5. Davacılardan ... ..., ..., ... ve ...'ın tapu maliki ... kızı ... ve tapu maliki ...’in mirasçıları oldukları 04.03.2020 tarihli ek raporda belirtilmiş olmakla, tapu maliki ... ve ... adlarının gerekçeli karar başlığında gösterilmemesi doğru olmadığı gibi, dava konusu taşınmazların el atılan kısımlarının tapu kayıtlarının davacılar ve murislerinin tapu kaydı ve veraset ilamındaki payları oranında iptaline karar verilmesi gerekirken yazılı şekilde davacıların paylarının iptaline karar verilmesi yerinde değildir.

6. Dava konusu ... Mahallesi 12566 ada 1 parsel ve 12566 ada 2 parsel sayılı taşınmazlara fiilen pazar yeri olarak el atıldığı halde, hükümde otopark olarak davalı idare adına tesciline karar verilmesi hatalıdır.

7. Dava konusu taşınmazların tapu kayıtlarında yer alan haciz şerhlerinin hükmedilen bedele yansıtılması gerektiğinin düşünülmemesi bozmayı gerektirmiştir.

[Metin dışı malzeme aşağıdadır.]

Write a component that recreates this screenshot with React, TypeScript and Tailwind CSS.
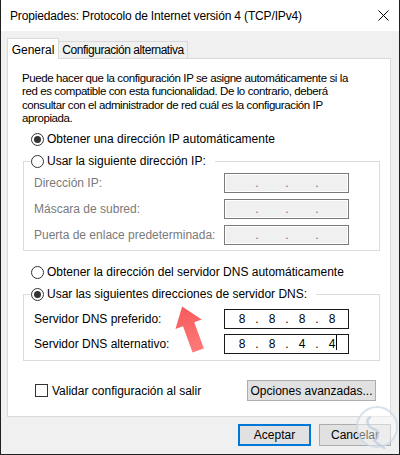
import React from "react"

const font = { fontFamily: '"Liberation Sans", Arial, sans-serif' }

function Radio({ checked }: { checked?: boolean }) {
  return (
    <span className="flex h-[13px] w-[13px] shrink-0 items-center justify-center rounded-full border border-[#333333] bg-white">
      {checked && <span className="h-[7px] w-[7px] rounded-full bg-[#333333]" />}
    </span>
  )
}

function RadioRow({ label, checked }: { label: string; checked?: boolean }) {
  return (
    <div className="flex h-[22px] items-center gap-[3px]">
      <Radio checked={checked} />
      <span>{label}</span>
    </div>
  )
}

function IpBox({ parts, disabled, caret }: { parts: string[]; disabled?: boolean; caret?: boolean }) {
  return (
    <div
      className={
        disabled
          ? "flex h-[20px] w-[125px] items-center border border-[#7a7a7a] bg-[#f0f0f0] pl-[4px] text-[#6d6d6d] shadow-[inset_0_0_0_1px_#ffffff]"
          : "flex h-[20px] w-[125px] items-center border border-[#1a1a1a] bg-white pl-[4px] text-black"
      }
    >
      {parts.map((p, i) => (
        <React.Fragment key={i}>
          <span className="relative w-[26px] text-center">
            {p}
            {caret && i === 3 && <span className="absolute left-[17px] top-[0px] h-[15px] w-px bg-black" />}
          </span>
          {i < 3 && <span className="w-[4px] text-center">.</span>}
        </React.Fragment>
      ))}
    </div>
  )
}

function FieldRow({ label, children, disabled }: { label: string; children: React.ReactNode; disabled?: boolean }) {
  return (
    <div className="flex items-center">
      <span className={disabled ? "w-[200px] pl-[10px] text-[#7a7a7a]" : "w-[200px] pl-[10px] text-black"}>{label}</span>
      {children}
    </div>
  )
}

export default function App() {
  return (
    <div
      className="relative flex h-[455px] w-[400px] flex-col overflow-hidden border-x border-b border-[#1f1f1f] bg-[#f0f0f0] text-[12px] text-black"
      style={font}
    >
      {/* title bar */}
      <div className="flex h-[31px] items-center justify-between bg-white pl-[9px] pr-[10px]">
        <span className="text-[12px] tracking-[-0.15px]">Propiedades: Protocolo de Internet versión 4 (TCP/IPv4)</span>
        <svg width="11" height="11" viewBox="0 0 11 11">
          <path d="M0.5 0.5 L10.5 10.5 M10.5 0.5 L0.5 10.5" stroke="#000" strokeWidth="1" fill="none" />
        </svg>
      </div>

      <div className="flex flex-col pl-[6px] pr-[8px] pt-[7px]">
        {/* tabs */}
        <div className="relative z-10 flex h-[21px] items-end">
          <div className="flex h-[21px] w-[52px] items-start justify-center border-x border-t border-[#d9d9d9] bg-white pt-[2px]">
            General
          </div>
          <div className="mb-px flex h-[17px] w-[129px] items-center justify-center whitespace-nowrap border-r border-t border-[#d9d9d9] bg-[#f0f0f0] tracking-[-0.45px]">
            Configuración alternativa
          </div>
        </div>

        {/* panel */}
        <div className="-mt-px flex h-[359px] flex-col border border-[#d9d9d9] bg-white">
          <p className="whitespace-nowrap pl-[14px] pt-[13px] text-[11.5px] leading-[13.33px] tracking-[-0.4px]">
            Puede hacer que la configuración IP se asigne automáticamente si la
            <br />
            red es compatible con esta funcionalidad. De lo contrario, deberá
            <br />
            consultar con el administrador de red cuál es la configuración IP
            <br />
            apropiada.
          </p>

          <div className="ml-[23px] mt-[3px]">
            <RadioRow label="Obtener una dirección IP automáticamente" checked />
          </div>

          <fieldset className="ml-[15px] mr-[10px] border border-[#dcdcdc] pb-[5px]">
            <legend className="ml-[7px] pr-[9px]">
              <RadioRow label="Usar la siguiente dirección IP:" />
            </legend>
            <div className="flex flex-col gap-[6px] pt-px">
              <FieldRow label="Dirección IP:" disabled>
                <IpBox parts={["", "", "", ""]} disabled />
              </FieldRow>
              <FieldRow label="Máscara de subred:" disabled>
                <IpBox parts={["", "", "", ""]} disabled />
              </FieldRow>
              <FieldRow label="Puerta de enlace predeterminada:" disabled>
                <IpBox parts={["", "", "", ""]} disabled />
              </FieldRow>
            </div>
          </fieldset>

          <div className="ml-[23px] mt-[10px]">
            <RadioRow label="Obtener la dirección del servidor DNS automáticamente" />
          </div>

          <fieldset className="ml-[15px] mr-[10px] border border-[#dcdcdc] pb-[6px]">
            <legend className="ml-[7px] pr-[9px]">
              <RadioRow label="Usar las siguientes direcciones de servidor DNS:" checked />
            </legend>
            <div className="flex flex-col gap-[5px] pt-[4px]">
              <FieldRow label="Servidor DNS preferido:">
                <IpBox parts={["8", "8", "8", "8"]} />
              </FieldRow>
              <FieldRow label="Servidor DNS alternativo:">
                <IpBox parts={["8", "8", "4", "4"]} caret />
              </FieldRow>
            </div>
          </fieldset>

          <div className="mt-[19px] flex items-center justify-between pl-[27px] pr-[14px]">
            <div className="flex items-center gap-[4px]">
              <span className="h-[13px] w-[13px] border border-[#333333] bg-white" />
              <span>Validar configuración al salir</span>
            </div>
            <button className="h-[21px] w-[129px] border border-[#adadad] bg-[#e1e1e1]">Opciones avanzadas...</button>
          </div>
        </div>

        {/* dialog buttons */}
        <div className="mt-[7px] flex justify-end gap-[8px]">
          <button className="h-[22px] w-[73px] border-2 border-[#0078d7] bg-[#e1e1e1]">Aceptar</button>
          <button className="h-[22px] w-[72px] border border-[#adadad] bg-[#e1e1e1]">Cancelar</button>
        </div>
      </div>

      {/* red arrow annotation */}
      <svg className="absolute left-[164px] top-[300px]" width="50" height="56" viewBox="0 0 50 56">
        <defs>
          <linearGradient id="ar" x1="0" y1="0" x2="0" y2="1">
            <stop offset="0" stopColor="#f55a5a" />
            <stop offset="1" stopColor="#ff7a7a" />
          </linearGradient>
        </defs>
        <g transform="rotate(-20 25 28)">
          <path d="M25 5 L39 24 L31 24 L31 52 L19 52 L19 24 L11 24 Z" fill="url(#ar)" />
        </g>
      </svg>

      {/* watermark */}
      <svg className="absolute left-[346px] top-[405px] opacity-80" width="54" height="50" viewBox="0 0 54 50">
        <circle cx="30" cy="22" r="20" fill="#ffffff" fillOpacity="0.55" stroke="#cfdbe6" strokeWidth="2" />
        <path d="M24 12 C18 14 20 22 27 24 C33 26 32 34 26 36" stroke="#c4d3e0" strokeWidth="2.5" fill="none" />
        <path d="M28 36 C30 40 36 40 38 44" stroke="#c4d3e0" strokeWidth="2.5" fill="none" />
      </svg>
    </div>
  )
}
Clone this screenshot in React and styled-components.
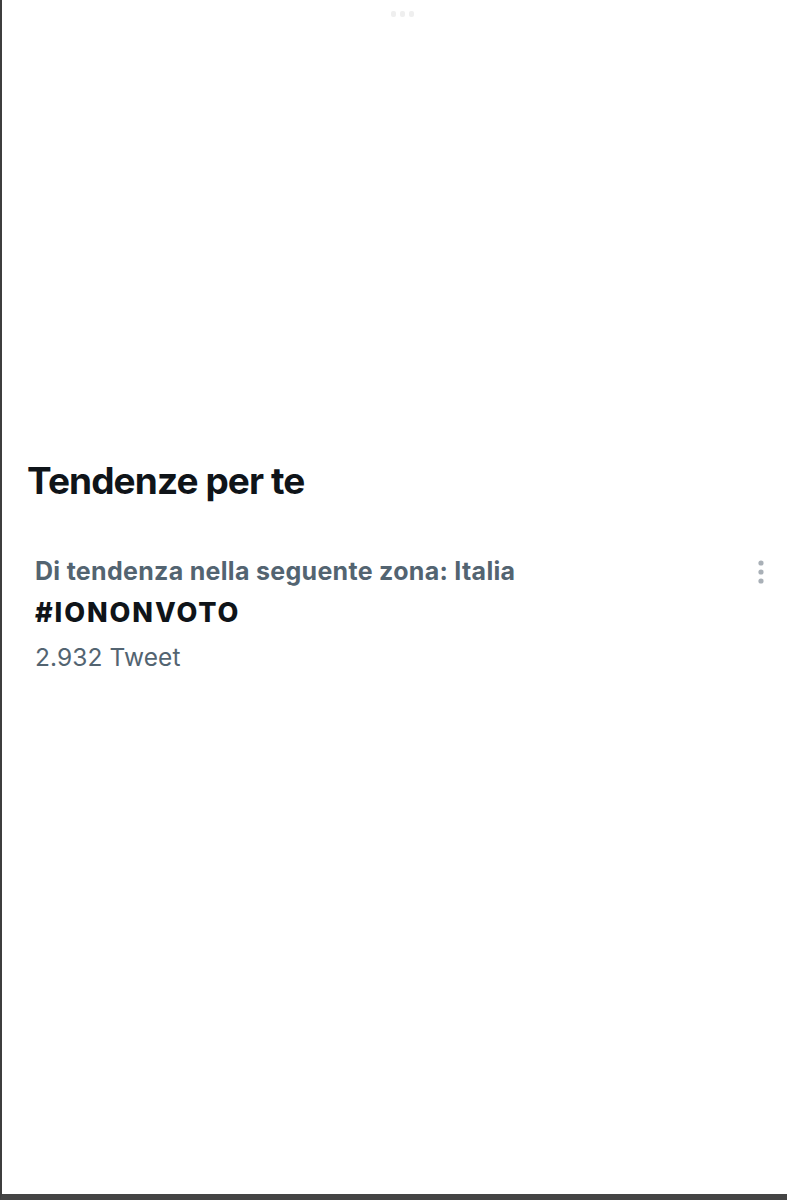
import React from "react";
import styled, { createGlobalStyle } from "styled-components";

const Global = createGlobalStyle`
  html, body { margin: 0; padding: 0; background: #ffffff; }
  body { font-family: Inter, "Liberation Sans", Arial, sans-serif; }
  * { box-sizing: border-box; }
`;

const Frame = styled.div`
  width: 787px;
  height: 1200px;
  background: #ffffff;
  border-left: 2px solid #3d3d3d;
  border-bottom: 6px solid #444444;
  display: flex;
  flex-direction: column;
`;

const Handle = styled.div`
  display: flex;
  justify-content: center;
  gap: 4px;
  padding: 11px 0 0 16px;
  height: 28px;
`;

const HandleDot = styled.span`
  width: 5px;
  height: 6px;
  border-radius: 2px;
  background: #efefef;
`;

const Section = styled.section`
  padding: 430px 22px 0 25px;
  display: flex;
  flex-direction: column;
`;

const Heading = styled.h2`
  margin: 0;
  font-family: Inter, "Liberation Sans", Arial, sans-serif;
  font-weight: 700;
  font-size: 37px;
  line-height: 46px;
  color: #0f1419;
  letter-spacing: -0.9px;
`;

const Trend = styled.div`
  margin-top: 46px;
  padding-left: 8px;
  display: flex;
  justify-content: space-between;
  align-items: flex-start;
`;

const TrendText = styled.div`
  display: flex;
  flex-direction: column;
  font-family: Inter, "Liberation Sans", Arial, sans-serif;
`;

const Context = styled.div`
  font-weight: 700;
  font-size: 25px;
  line-height: 42px;
  letter-spacing: 0.3px;
  color: #536471;
`;

const Tag = styled.div`
  font-weight: 800;
  font-size: 27px;
  line-height: 42px;
  letter-spacing: 1.9px;
  color: #0f1419;
`;

const Count = styled.div`
  margin-top: 2px;
  font-weight: 400;
  font-size: 24.5px;
  line-height: 42px;
  letter-spacing: 0.1px;
  color: #536471;
`;

const MenuButton = styled.button`
  border: 0;
  background: transparent;
  padding: 0;
  margin-top: 10px;
  width: 8px;
  display: flex;
  justify-content: center;
  cursor: pointer;
`;

function MoreIcon() {
  return (
    <svg width="6" height="26" viewBox="0 0 6 26" aria-hidden="true">
      <circle cx="3" cy="3" r="2.6" fill="#a9b0b7" />
      <circle cx="3" cy="12" r="2.6" fill="#a9b0b7" />
      <circle cx="3" cy="21" r="2.6" fill="#a9b0b7" />
    </svg>
  );
}

export default function App() {
  return (
    <>
      <Global />
      <Frame>
        <Handle>
          <HandleDot />
          <HandleDot />
          <HandleDot />
        </Handle>
        <Section>
          <Heading>Tendenze per te</Heading>
          <Trend>
            <TrendText>
              <Context>Di tendenza nella seguente zona: Italia</Context>
              <Tag>#IONONVOTO</Tag>
              <Count>2.932 Tweet</Count>
            </TrendText>
            <MenuButton aria-label="Altro">
              <MoreIcon />
            </MenuButton>
          </Trend>
        </Section>
      </Frame>
    </>
  );
}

Ne var ki bu hataların giderilmesi yeniden yargılama yapılmasını gerektirmediğinden 6100 sayılı Kanun'un 370 inci maddesinin ikinci fıkrası uyarınca İlk Derece mahkemesi kararının düzeltilerek onanması gerekir.

VI. KARAR

Açıklanan sebeplerle;

A. Davalı İdare Vekilinin Davacılar ..., ..., ..., ..., ..., ..., ..., ...’e İlişkin Temyizi Yönünden;

Davalı idare vekilinin temyiz dilekçesinin miktar yönünden REDDİNE,

B. Davalı İdare Vekilinin ..., ..., ..., ..., ..., ..., ..., ... Dışında Kalan Davacılara İlişkin Temyizi Yönünden;

1.Davacı idare vekilinin diğer temyiz itirazlarının reddine,

2.Temyiz olunan İlk Derece Mahkemesi kararına karşı istinaf başvurusunun esastan reddine ilişkin Bölge Adliye Mahkemesi kararının ORTADAN KALDIRILMASINA, davalı idare vekilinin temyiz itirazının kısmen kabulü ile İlk Derece Mahkemesinin hüküm fıkrasının;

a.) (1) numaralı bendinin ilk paragrafı ile (b) harfi ile gösterilen alt bendindeki “... Mahallesi, 4520 ada 105 parsel” ibaresinin çıkartılarak yerlerine ayrı ayrı “... Mahallesi 4520 ada 122 parsel” ibaresinin yazılması,

b.) (2) numaralı bendinin ilk paragrafı ile (b) harfi ile gösterilen alt bendindeki “... Mahallesi, 4520 ada 122 parsel” ibaresinin çıkartılarak yerlerine ayrı ayrı “... Mahallesi 4520 ada 105 parsel” ibaresinin yazılması,

c.)(1), (2), (3) ve (4) numaralı bentlerinin (b) harfi ile gösterilen alt bentlerinde yer alan “davacıların hisselerinin” ibarelerinin hükümden ayrı ayrı çıkartılarak yerlerine ayrı ayrı “davacıların ve murislerinin hisselerinin tapu kaydı ve veraset ilamındaki payları oranında” ibarelerinin yazılması,

d.)(3) numaralı bendinin (b) harfi ile gösterilen alt bendi ile (4) numaralı bendinin (b) harfi ile gösterilen alt bendindeki “otopark olarak” ibarelerinin çıkartılarak yerlerine ayrı ayrı “pazar yeri olarak” ibarelerinin yazılması,

e.)Ayrı bir bendi olarak “Dava konusu taşınmazların tapu kayıtlarında yer alan haciz şerhlerinin hükmedilen bedele yansıtılmasına,” cümlesinin eklenmesi suretiyle DÜZELTİLEREK ONANMASINA,

Davalı idareden peşin alınan temyiz harcının istenildiğinde iadesine,

Dosyanın İlk Derece Mahkemesine, kararın bir örneğinin Bölge Adliye Mahkemesine gönderilmesine,

18.10.2023 tarihinde oy birliğiyle karar verildi.